=== Supplied entries ===
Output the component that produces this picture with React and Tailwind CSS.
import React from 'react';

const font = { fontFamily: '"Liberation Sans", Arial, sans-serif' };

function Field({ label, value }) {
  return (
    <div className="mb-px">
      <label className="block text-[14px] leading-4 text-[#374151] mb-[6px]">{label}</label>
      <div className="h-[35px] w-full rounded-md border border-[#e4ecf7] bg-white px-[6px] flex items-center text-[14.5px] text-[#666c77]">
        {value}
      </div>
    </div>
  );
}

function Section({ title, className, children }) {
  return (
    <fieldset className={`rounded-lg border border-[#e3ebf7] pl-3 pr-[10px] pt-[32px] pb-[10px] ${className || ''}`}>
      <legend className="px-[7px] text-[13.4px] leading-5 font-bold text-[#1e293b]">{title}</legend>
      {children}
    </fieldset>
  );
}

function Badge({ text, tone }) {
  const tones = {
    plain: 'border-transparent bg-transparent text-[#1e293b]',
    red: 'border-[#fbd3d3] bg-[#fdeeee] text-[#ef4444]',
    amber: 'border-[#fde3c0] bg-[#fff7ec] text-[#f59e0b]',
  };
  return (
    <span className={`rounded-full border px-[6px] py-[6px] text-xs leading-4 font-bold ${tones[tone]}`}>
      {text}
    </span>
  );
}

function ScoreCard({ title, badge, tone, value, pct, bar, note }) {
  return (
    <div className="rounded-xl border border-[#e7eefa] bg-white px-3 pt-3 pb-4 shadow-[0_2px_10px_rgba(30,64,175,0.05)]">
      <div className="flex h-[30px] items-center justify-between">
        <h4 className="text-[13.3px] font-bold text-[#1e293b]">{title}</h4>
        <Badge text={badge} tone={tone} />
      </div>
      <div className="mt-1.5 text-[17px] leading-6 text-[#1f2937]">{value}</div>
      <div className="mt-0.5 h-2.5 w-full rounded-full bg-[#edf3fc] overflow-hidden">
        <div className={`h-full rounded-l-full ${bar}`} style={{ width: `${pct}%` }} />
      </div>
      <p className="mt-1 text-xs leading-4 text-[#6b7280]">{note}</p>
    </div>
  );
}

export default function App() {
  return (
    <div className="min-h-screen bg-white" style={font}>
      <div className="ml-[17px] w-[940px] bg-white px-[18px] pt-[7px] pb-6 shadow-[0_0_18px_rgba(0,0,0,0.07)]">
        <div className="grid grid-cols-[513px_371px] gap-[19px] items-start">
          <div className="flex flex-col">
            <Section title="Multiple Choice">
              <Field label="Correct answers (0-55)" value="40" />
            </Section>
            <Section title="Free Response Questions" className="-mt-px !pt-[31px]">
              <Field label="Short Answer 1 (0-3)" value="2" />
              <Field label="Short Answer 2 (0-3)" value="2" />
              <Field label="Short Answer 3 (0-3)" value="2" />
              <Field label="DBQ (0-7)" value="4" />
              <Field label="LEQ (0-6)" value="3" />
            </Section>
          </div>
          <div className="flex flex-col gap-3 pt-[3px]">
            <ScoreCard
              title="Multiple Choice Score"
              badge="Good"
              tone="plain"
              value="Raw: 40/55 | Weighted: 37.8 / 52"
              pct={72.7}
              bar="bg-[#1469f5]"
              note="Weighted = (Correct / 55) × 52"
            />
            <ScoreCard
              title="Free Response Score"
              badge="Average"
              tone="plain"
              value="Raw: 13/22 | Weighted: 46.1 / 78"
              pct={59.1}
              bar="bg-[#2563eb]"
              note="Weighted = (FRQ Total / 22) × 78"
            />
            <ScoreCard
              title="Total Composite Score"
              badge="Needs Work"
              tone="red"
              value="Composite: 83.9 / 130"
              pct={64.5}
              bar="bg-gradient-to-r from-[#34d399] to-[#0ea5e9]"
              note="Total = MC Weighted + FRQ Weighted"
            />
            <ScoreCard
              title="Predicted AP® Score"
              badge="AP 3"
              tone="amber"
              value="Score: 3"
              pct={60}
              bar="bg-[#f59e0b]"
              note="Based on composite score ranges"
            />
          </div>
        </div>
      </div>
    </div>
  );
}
===
=== Supplied entries ===
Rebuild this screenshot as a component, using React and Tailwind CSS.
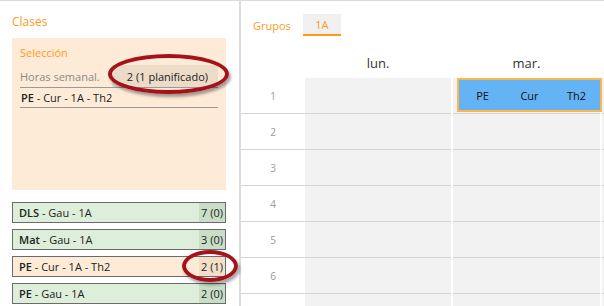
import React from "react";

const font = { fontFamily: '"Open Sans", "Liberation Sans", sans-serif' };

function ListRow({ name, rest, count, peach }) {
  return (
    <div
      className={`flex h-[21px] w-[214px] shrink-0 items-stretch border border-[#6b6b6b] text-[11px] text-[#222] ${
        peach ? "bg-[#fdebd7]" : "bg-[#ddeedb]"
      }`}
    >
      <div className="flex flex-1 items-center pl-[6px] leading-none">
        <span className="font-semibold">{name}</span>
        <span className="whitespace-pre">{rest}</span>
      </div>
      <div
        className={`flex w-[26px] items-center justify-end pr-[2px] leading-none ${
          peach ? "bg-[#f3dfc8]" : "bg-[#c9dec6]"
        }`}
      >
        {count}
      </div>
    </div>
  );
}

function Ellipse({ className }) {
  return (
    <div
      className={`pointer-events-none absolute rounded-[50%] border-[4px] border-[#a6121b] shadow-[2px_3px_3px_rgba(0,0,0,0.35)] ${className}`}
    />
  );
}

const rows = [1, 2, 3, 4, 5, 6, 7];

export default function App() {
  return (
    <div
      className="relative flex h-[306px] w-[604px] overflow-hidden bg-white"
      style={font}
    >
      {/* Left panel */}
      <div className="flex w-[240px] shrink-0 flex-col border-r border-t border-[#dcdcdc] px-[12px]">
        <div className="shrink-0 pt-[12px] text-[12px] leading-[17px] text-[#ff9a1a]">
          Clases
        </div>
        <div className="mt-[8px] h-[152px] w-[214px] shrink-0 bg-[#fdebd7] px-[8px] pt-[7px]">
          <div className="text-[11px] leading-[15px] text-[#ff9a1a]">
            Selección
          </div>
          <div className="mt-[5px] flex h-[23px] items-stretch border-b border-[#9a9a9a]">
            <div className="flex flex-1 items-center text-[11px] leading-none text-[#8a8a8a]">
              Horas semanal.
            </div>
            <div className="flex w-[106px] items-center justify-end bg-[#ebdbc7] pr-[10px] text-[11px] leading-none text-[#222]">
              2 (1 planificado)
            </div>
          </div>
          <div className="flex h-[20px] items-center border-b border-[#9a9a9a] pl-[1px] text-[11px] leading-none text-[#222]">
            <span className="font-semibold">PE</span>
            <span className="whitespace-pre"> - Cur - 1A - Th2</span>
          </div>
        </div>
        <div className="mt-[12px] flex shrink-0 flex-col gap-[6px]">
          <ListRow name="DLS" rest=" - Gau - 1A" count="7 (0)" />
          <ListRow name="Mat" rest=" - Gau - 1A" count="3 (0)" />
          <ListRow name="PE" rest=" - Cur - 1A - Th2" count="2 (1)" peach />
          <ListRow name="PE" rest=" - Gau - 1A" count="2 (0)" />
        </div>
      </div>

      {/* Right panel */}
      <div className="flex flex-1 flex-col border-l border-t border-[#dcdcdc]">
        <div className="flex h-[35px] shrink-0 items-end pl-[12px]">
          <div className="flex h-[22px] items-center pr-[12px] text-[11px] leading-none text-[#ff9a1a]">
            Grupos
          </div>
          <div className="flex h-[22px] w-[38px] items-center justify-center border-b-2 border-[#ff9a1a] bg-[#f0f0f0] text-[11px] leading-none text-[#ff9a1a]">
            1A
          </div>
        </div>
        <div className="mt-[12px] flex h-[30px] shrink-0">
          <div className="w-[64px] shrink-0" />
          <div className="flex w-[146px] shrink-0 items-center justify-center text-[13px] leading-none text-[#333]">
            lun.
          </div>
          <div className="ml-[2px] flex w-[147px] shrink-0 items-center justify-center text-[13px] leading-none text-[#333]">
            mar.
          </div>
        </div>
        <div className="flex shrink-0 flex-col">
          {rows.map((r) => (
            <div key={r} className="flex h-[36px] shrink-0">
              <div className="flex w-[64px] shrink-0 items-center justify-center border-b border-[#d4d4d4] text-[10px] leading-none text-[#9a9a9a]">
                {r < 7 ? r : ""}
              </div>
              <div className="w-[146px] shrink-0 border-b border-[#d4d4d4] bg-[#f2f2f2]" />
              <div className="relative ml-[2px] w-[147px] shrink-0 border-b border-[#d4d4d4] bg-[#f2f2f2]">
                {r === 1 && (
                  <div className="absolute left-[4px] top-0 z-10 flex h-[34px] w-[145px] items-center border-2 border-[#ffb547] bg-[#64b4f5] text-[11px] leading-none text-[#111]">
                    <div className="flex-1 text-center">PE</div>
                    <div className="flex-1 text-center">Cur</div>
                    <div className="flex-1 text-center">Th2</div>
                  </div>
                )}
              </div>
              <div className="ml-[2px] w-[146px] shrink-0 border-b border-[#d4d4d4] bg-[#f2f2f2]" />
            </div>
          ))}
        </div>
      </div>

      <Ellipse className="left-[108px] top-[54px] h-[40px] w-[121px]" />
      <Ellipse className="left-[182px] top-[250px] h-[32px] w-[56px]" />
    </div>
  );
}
===
Written task —
Output exactly the lines above, from the line with "Rebuild this screenshot" to the line with "const rows = [1, 2, 3, 4, 5, 6, 7];", both included; skip the pictures.

Solution below —
Rebuild this screenshot as a component, using React and Tailwind CSS.
import React from "react";

const font = { fontFamily: '"Open Sans", "Liberation Sans", sans-serif' };

function ListRow({ name, rest, count, peach }) {
  return (
    <div
      className={`flex h-[21px] w-[214px] shrink-0 items-stretch border border-[#6b6b6b] text-[11px] text-[#222] ${
        peach ? "bg-[#fdebd7]" : "bg-[#ddeedb]"
      }`}
    >
      <div className="flex flex-1 items-center pl-[6px] leading-none">
        <span className="font-semibold">{name}</span>
        <span className="whitespace-pre">{rest}</span>
      </div>
      <div
        className={`flex w-[26px] items-center justify-end pr-[2px] leading-none ${
          peach ? "bg-[#f3dfc8]" : "bg-[#c9dec6]"
        }`}
      >
        {count}
      </div>
    </div>
  );
}

function Ellipse({ className }) {
  return (
    <div
      className={`pointer-events-none absolute rounded-[50%] border-[4px] border-[#a6121b] shadow-[2px_3px_3px_rgba(0,0,0,0.35)] ${className}`}
    />
  );
}

const rows = [1, 2, 3, 4, 5, 6, 7];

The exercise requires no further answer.